Every so often I will find a concept or phrase that baffles me. More often than not, these concepts seem strange due to cultural differences. I’m not talking about measurements like inches and centimeters or Celsius and Fahrenheit. No. I’m referring to things like a dam being a body of water that forms after damming a river. Here in the USA, a dam is a wall but not a body of water. The concept this time around is one that I know from watching television, but don’t understand; this is the notion of a creek.

The Oxford dictionary defines a creek as a stream, brook, or minor tributary of a river. Does this then mean that you can exchange the word creek with stream or brook? Somehow Dawson’s Stream just has a different ring to it. A definition is a great starting point, but often there is a cultural understanding behind the words. As an example, by the definition, Las Vegas Creek is not a creek. It is a stream of water running into Lake Mead and not a tributary of a river. By water mass and size alone it should be a river itself, and yet it’s a creek.

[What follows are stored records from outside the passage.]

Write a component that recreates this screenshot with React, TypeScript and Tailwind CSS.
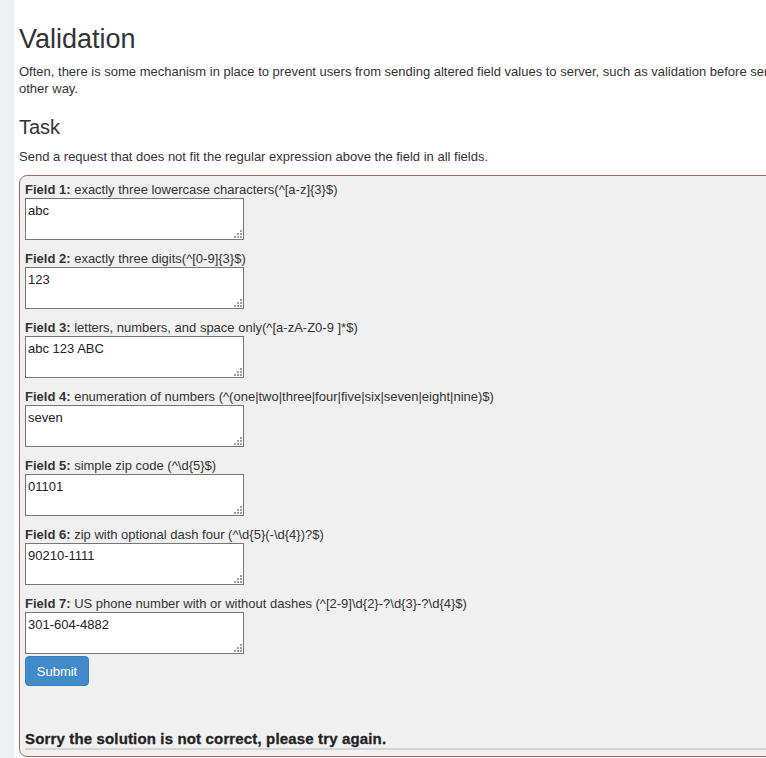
import React from "react";

const fields = [
  { n: 1, desc: "exactly three lowercase characters(^[a-z]{3}$)", value: "abc" },
  { n: 2, desc: "exactly three digits(^[0-9]{3}$)", value: "123" },
  { n: 3, desc: "letters, numbers, and space only(^[a-zA-Z0-9 ]*$)", value: "abc 123 ABC" },
  { n: 4, desc: "enumeration of numbers (^(one|two|three|four|five|six|seven|eight|nine)$)", value: "seven" },
  { n: 5, desc: "simple zip code (^\\d{5}$)", value: "01101" },
  { n: 6, desc: "zip with optional dash four (^\\d{5}(-\\d{4})?$)", value: "90210-1111" },
  { n: 7, desc: "US phone number with or without dashes (^[2-9]\\d{2}-?\\d{3}-?\\d{4}$)", value: "301-604-4882" },
];

function Grip() {
  // windows-style dotted resize handle
  return (
    <svg className="pointer-events-none absolute right-[2px] bottom-[2px]" width="8" height="8" viewBox="0 0 8 8">
      <g fill="#a0a0a0">
        <rect x="6" y="0" width="2" height="2" />
        <rect x="3" y="3" width="2" height="2" />
        <rect x="6" y="3" width="2" height="2" />
        <rect x="0" y="6" width="2" height="2" />
        <rect x="3" y="6" width="2" height="2" />
        <rect x="6" y="6" width="2" height="2" />
      </g>
    </svg>
  );
}

export default function App() {
  return (
    <div className="flex h-[758px] w-[766px] overflow-hidden bg-white text-[#333] font-['Liberation_Sans',Arial,sans-serif] text-[13px] leading-[17px]">
      <div className="w-[14px] shrink-0 bg-[#eef0f4]" />
      <div className="ml-[5px] w-[900px] shrink-0">
        <h1 className="mt-[22px] text-[27px] leading-[34px]">Validation</h1>
        <div className="mt-[7px]">
          <p className="whitespace-nowrap">
            Often, there is some mechanism in place to prevent users from sending altered field values to server, such as validation before sending.
          </p>
          <p>other way.</p>
        </div>
        <h2 className="mt-[16px] text-[20px] leading-[28px]">Task</h2>
        <p className="mt-[7px]">Send a request that does not fit the regular expression above the field in all fields.</p>
        <form
          className="mt-[10px] rounded-[8px] border border-[#a86868] bg-[#f0f0f0] px-[5px] pt-[5px] pb-[6px]"
          onSubmit={(e) => e.preventDefault()}
        >
          <div>
            {fields.map((f) => (
              <div key={f.n} className="mb-[10px] last:mb-0">
                <div>
                  <b>Field {f.n}:</b> {f.desc}
                </div>
                <div className="relative w-[219px]">
                  <textarea
                    defaultValue={f.value}
                    className="block h-[42px] w-[219px] resize-none border border-[#767676] bg-white px-[2px] pt-[3px] pb-[1px] text-[13px] leading-[17px] text-[#222] outline-none"
                  />
                  <Grip />
                </div>
              </div>
            ))}
          </div>
          <button
            type="submit"
            className="mt-[2px] block h-[30px] w-[64px] rounded-[4px] border border-[#3a7fbd] bg-[#428bca] text-[13px] text-white"
          >
            Submit
          </button>
          <div className="mt-[45px] text-[15px] font-bold leading-[16px] tracking-[0.15px] text-[#222] [-webkit-text-stroke:0.3px_#222]">
            Sorry the solution is not correct, please try again.
          </div>
          <hr className="mt-[1px] border-t-2 border-[#d4d4d4]" />
        </form>
      </div>
    </div>
  );
}
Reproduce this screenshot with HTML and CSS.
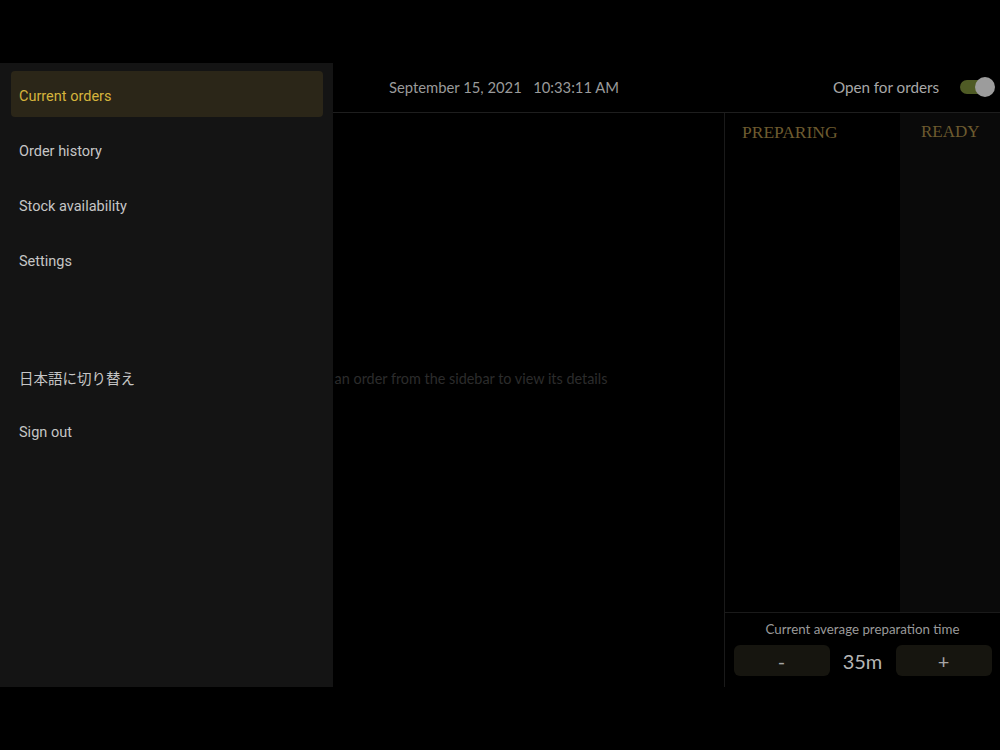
FILE: index.html
```html
<!DOCTYPE html>
<html>
<head>
    <title>Orders</title>
    <link rel="stylesheet" href="styles.css">
</head>
<body>
    <div class="app">
        <div class="topbar">
            <div class="topbar-side"></div>
            <div class="clock">September 15, 2021&nbsp;&nbsp;&nbsp;10:33:11 AM</div>
            <div class="topbar-side open-toggle">
                <span>Open for orders</span>
                <span class="switch"><span class="knob"></span></span>
            </div>
        </div>
        <div class="content">
            <div class="details">
                <div class="empty">Select an order from the sidebar to view its details</div>
            </div>
            <div class="board">
                <div class="columns">
                    <div class="column">PREPARING</div>
                    <div class="column ready">READY</div>
                </div>
                <div class="prep">
                    <div class="prep-label">Current average preparation time</div>
                    <div class="prep-controls">
                        <button class="prep-btn">-</button>
                        <span class="prep-value">35m</span>
                        <button class="prep-btn">+</button>
                    </div>
                </div>
            </div>
        </div>

        <!-- drawer, open -->
        <div class="drawer">
            <div class="nav-item active">Current orders</div>
            <div class="nav-item">Order history</div>
            <div class="nav-item">Stock availability</div>
            <div class="nav-item">Settings</div>
            <div class="nav-gap"></div>
            <div class="nav-item">日本語に切り替え</div>
            <div class="nav-item">Sign out</div>
        </div>
    </div>
</body>
</html>
```

FILE: styles.css
```css
body {
    margin: 0;
    background-color: #000;
}
.app {
    position: relative;
    margin-top: 63px;
    height: 624px;
    display: flex;
    flex-direction: column;
    font-family: Lato, "Noto Sans", sans-serif;
}
.topbar {
    height: 49px;
    border-bottom: 1px solid #1e1e1e;
    display: grid;
    grid-template-columns: 1fr auto 1fr;
    align-items: center;
}
.clock {
    color: #9a9a9a;
    font-size: 14.8px;
    padding-left: 8px;
    margin-top: -2px;
}
.open-toggle {
    display: flex;
    justify-content: flex-end;
    align-items: center;
    gap: 21px;
    padding-right: 10px;
    margin-top: -2px;
    color: #a8a8a8;
    font-size: 15.2px;
}
.switch {
    position: relative;
    width: 30px;
    height: 14px;
    border-radius: 7px;
    background-color: #4f5b25;
}
.knob {
    position: absolute;
    top: -3px;
    right: -5px;
    width: 20px;
    height: 20px;
    border-radius: 50%;
    background-color: #9c9c9c;
}
.content {
    flex: 1;
    display: flex;
}
.details {
    flex: 1;
    display: flex;
    align-items: center;
    justify-content: center;
    padding-left: 176px;
    padding-bottom: 44px;
}
.empty {
    color: #2c2c2c;
    font-size: 14.4px;
}
.board {
    width: 275px;
    border-left: 1px solid #1a1a1a;
    display: flex;
    flex-direction: column;
}
.columns {
    flex: 1;
    display: flex;
}
.column {
    width: 175px;
    padding: 9px 0 0 17px;
    box-sizing: border-box;
    font-family: "Liberation Serif", serif;
    font-size: 17.5px;
    color: #6d5b2f;
}
.column.ready {
    flex: 1;
    width: auto;
    padding-left: 21px;
    font-size: 17px;
    background-color: #0a0a0a;
}
.prep {
    height: 74px;
    border-top: 1px solid #1a1a1a;
    display: flex;
    flex-direction: column;
    align-items: center;
}
.prep-label {
    margin-top: 8px;
    color: #9a9a9a;
    font-size: 13.3px;
}
.prep-controls {
    margin-top: 8px;
    display: flex;
    align-items: center;
    gap: 12px;
}
.prep-btn {
    width: 96px;
    height: 31px;
    border: none;
    border-radius: 6px;
    background-color: #16150f;
    color: #a5a5a5;
    font-family: Lato, sans-serif;
    font-size: 20px;
}
.prep-value {
    width: 42px;
    text-align: center;
    color: #b5b5b5;
    font-size: 20px;
}
.drawer {
    position: absolute;
    top: 0;
    left: 0;
    width: 333px;
    height: 624px;
    box-sizing: border-box;
    padding: 8px 10px 0 11px;
    background-color: #141414;
    font-family: Roboto, "Noto Sans CJK JP", sans-serif;
}
.nav-item {
    height: 46px;
    margin-bottom: 9px;
    padding: 4px 0 0 8px;
    box-sizing: border-box;
    border-radius: 4px;
    display: flex;
    align-items: center;
    color: #c6c6c6;
    font-size: 14.5px;
}
.nav-item.active {
    background-color: #2b2618;
    color: #d5b43c;
}
.nav-gap {
    height: 61px;
}
```
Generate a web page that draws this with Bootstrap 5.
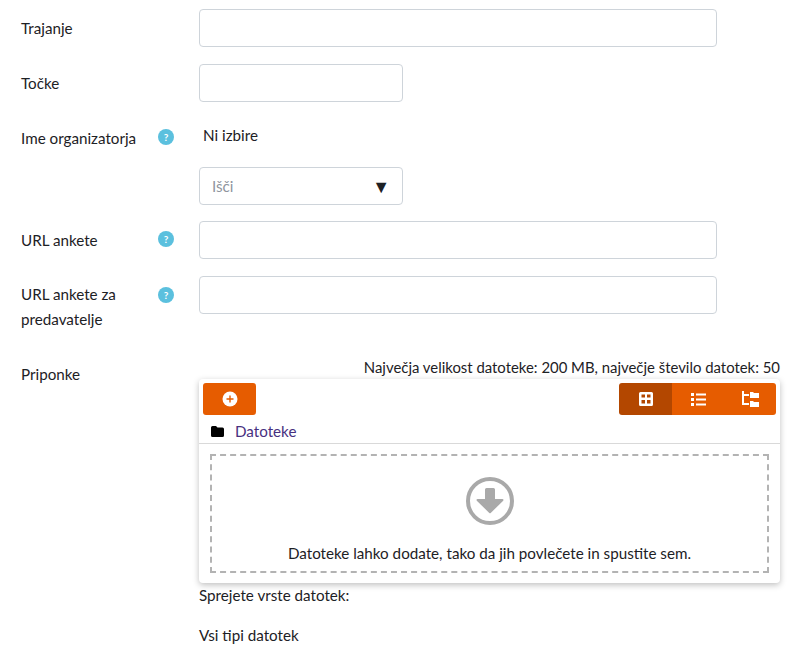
<!DOCTYPE html>
<html lang="sl">
<head>
<meta charset="utf-8">
<title>Obrazec</title>
<link rel="stylesheet" href="https://cdn.jsdelivr.net/npm/bootstrap@5.3.0/dist/css/bootstrap.min.css">
<style>
html,body{height:658px;overflow:hidden;background:#fff}
body{font-family:Lato,"Noto Sans",sans-serif;font-size:15.2px;color:#1d2125;line-height:22px}
.sheet{padding:9px 15px 0 21px}
.frow{display:flex;margin-bottom:17px}
.frow.attach{margin-top:20px}
.flabel{width:178px;flex:none;display:flex;justify-content:space-between;padding:8px 25px 0 0}
.flabel span{display:block}
.flabel span.twoline{line-height:25px;margin-top:-2px}
.frow.attach .flabel{padding-top:11px}
.fctl{flex:1;min-width:0}
.tinput{display:block;height:38px;width:518px;border:1px solid #ced4da;border-radius:4px;background:#fff}
.tinput.short{width:204px}
.qmark{width:16px;height:16px;border-radius:50%;background:#5bc0de;color:#fff;font-size:10px;font-weight:700;line-height:16px;text-align:center;flex:none;margin:2px 0 0 0}
.flabel span.twoline + .qmark{margin-top:3px}
.noselect{padding:6px 0 0 4px;height:38px;margin-bottom:10px;line-height:20px}
.srch{width:204px;height:38px;border:1px solid #ced4da;border-radius:4px;display:flex;align-items:center;justify-content:space-between;padding:0 12px 0 12px;color:#8f959e}
.srch i{font-style:normal;color:#1d2125;font-size:18px}
.limit{text-align:right;height:22px;margin-top:4px;line-height:22px;font-size:14.9px}
.picker{margin-top:1px;width:581px;border-radius:4px;background:#fff;box-shadow:0 2px 6px rgba(0,0,0,.25)}
.ptop{height:64px;padding:4px 4px 0;position:relative}
.addbtn{width:53px;height:32px;background:#e65c00;border-radius:3px;display:flex;align-items:center;justify-content:center}
.viewgrp{display:flex;height:32px;border-radius:3px;overflow:hidden}
.viewgrp div{width:52px;background:#e65c00;display:flex;align-items:center;justify-content:center}
.viewgrp div.on{background:#b34700;width:53px}
.crumb{display:flex;align-items:center;padding:0 0 0 8px;height:22px;margin-top:5px}
.crumb a{color:#47307f;text-decoration:none;margin-left:11px}
.pdrop{border-top:1px solid #d9d9d9;height:140px;padding:10px 11px 10px;border-radius:0 0 4px 4px}
.dash{height:119px;border:2px dashed #b3b3b3;text-align:center;padding-top:21px}
.dash svg{display:block;margin:0 auto 17px}
.after{padding-top:1px}
.after p{margin:0 0 18px;line-height:22px}
</style>
</head>
<body>
<div class="sheet">
  <div class="frow"><div class="flabel"><span>Trajanje</span></div><div class="fctl"><div class="tinput"></div></div></div>
  <div class="frow"><div class="flabel"><span>Točke</span></div><div class="fctl"><div class="tinput short"></div></div></div>
  <div class="frow mb-3"><div class="flabel"><span>Ime organizatorja</span><div class="qmark">?</div></div>
    <div class="fctl"><div class="noselect">Ni izbire</div><div class="srch">Išči<i>▼</i></div></div></div>
  <div class="frow"><div class="flabel"><span>URL ankete</span><div class="qmark">?</div></div><div class="fctl"><div class="tinput"></div></div></div>
  <div class="frow"><div class="flabel"><span class="twoline">URL ankete za<br>predavatelje</span><div class="qmark">?</div></div><div class="fctl"><div class="tinput"></div></div></div>
  <div class="frow attach"><div class="flabel"><span>Priponke</span></div>
    <div class="fctl">
      <div class="limit">Največja velikost datoteke: 200 MB, največje število datotek: 50</div>
      <div class="picker">
        <div class="ptop">
          <div class="d-flex justify-content-between">
            <div class="addbtn"><svg width="16" height="16" viewBox="0 0 16 16"><circle cx="8" cy="8" r="7.5" fill="#fff"/><path d="M8 4.500v7M4.500 8h7" stroke="#e65c00" stroke-width="1.400"/></svg></div>
            <div class="viewgrp">
              <div class="on"><svg width="14" height="14" viewBox="0 0 14 14"><path fill="#fff" fill-rule="evenodd" d="M1.500 0h11A1.500 1.500 0 0 1 14 1.500v11a1.500 1.500 0 0 1-1.500 1.500h-11A1.500 1.500 0 0 1 0 12.500v-11A1.500 1.500 0 0 1 1.500 0zM2.500 2.500v3h3.500v-3zM8 2.500v3h3.500v-3zM2.500 8v3.500h3.500V8zM8 8v3.500h3.500V8z"/></svg></div>
              <div><svg width="15" height="13" viewBox="0 0 15 13"><path fill="#fff" d="M0 0h3v3H0zM5 .5h10v2H5zM0 5h3v3H0zM5 5.500h10v2H5zM0 10h3v3H0zM5 10.500h10v2H5z"/></svg></div>
              <div><svg width="18" height="16" viewBox="0 0 18 16"><path fill="none" stroke="#fff" stroke-width="2" d="M2 0v13h6M2 4h6"/><path fill="#fff" d="M9 1h3l1 1h5v5H9zM9 10h3l1 1h5v5H9z"/></svg></div>
            </div>
          </div>
          <div class="crumb"><svg width="13" height="11" viewBox="0 0 13 11"><path d="M0 1.500A1.500 1.500 0 0 1 1.500 0H5l1.500 1.500h5A1.500 1.500 0 0 1 13 3v6.500A1.500 1.500 0 0 1 11.500 11h-10A1.500 1.500 0 0 1 0 9.500z" fill="#000"/></svg><a href="#">Datoteke</a></div>
        </div>
        <div class="pdrop">
          <div class="dash">
            <svg width="48" height="48" viewBox="0 0 48 48"><circle cx="24" cy="24" r="22" fill="none" stroke="#a9a9a9" stroke-width="4"/><path fill="#a9a9a9" d="M19 12.500a1.500 1.500 0 0 1 1.500-1.500h7a1.500 1.500 0 0 1 1.500 1.500V22h7.500a1 1 0 0 1 .7 1.700L24.700 36a1 1 0 0 1-1.400 0L10.800 23.700a1 1 0 0 1 .7-1.700H19z"/></svg>
            Datoteke lahko dodate, tako da jih povlečete in spustite sem.
          </div>
        </div>
      </div>
      <div class="after"><p>Sprejete vrste datotek:</p><p>Vsi tipi datotek</p></div>
    </div>
  </div>
</div>
</body>
</html>
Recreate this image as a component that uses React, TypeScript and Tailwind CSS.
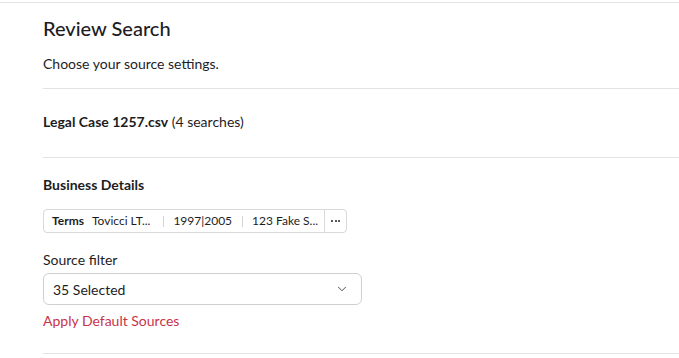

In contrast, Carpenter Canyon is a stream in the Spring Mountains. Or is this a brook or a creek? This spring-fed cascade of water offers me something that I have not ran across in South Africa. We have rivers and “creeks”, but seldom are they fishable. We have Yellow Fish - evolution’s answer to replace trout in our waterways - but these are typically found in rivers. There is something enchanting about stalking these streams to catch small wild trout in a few inches of water. Even warmer creeks seemingly are the perfect habitat for all the sunfishes.

This Lahontan Cutthroat trout is my biggest, and yet it is a small fish compared to the sizes they can reach. But had it not been for this creek, I would have probably never seen this species. There are few creeks here in Southern Nevada, even some of the rivers like the Virgin River look more like a creek than a river. Maybe that’s the problem; trying to find the meaning of a creek in a desert. At the end of the day, this mystery makes it fun. It is what guides you to get out there and explore. To find your own answer for what a creek is.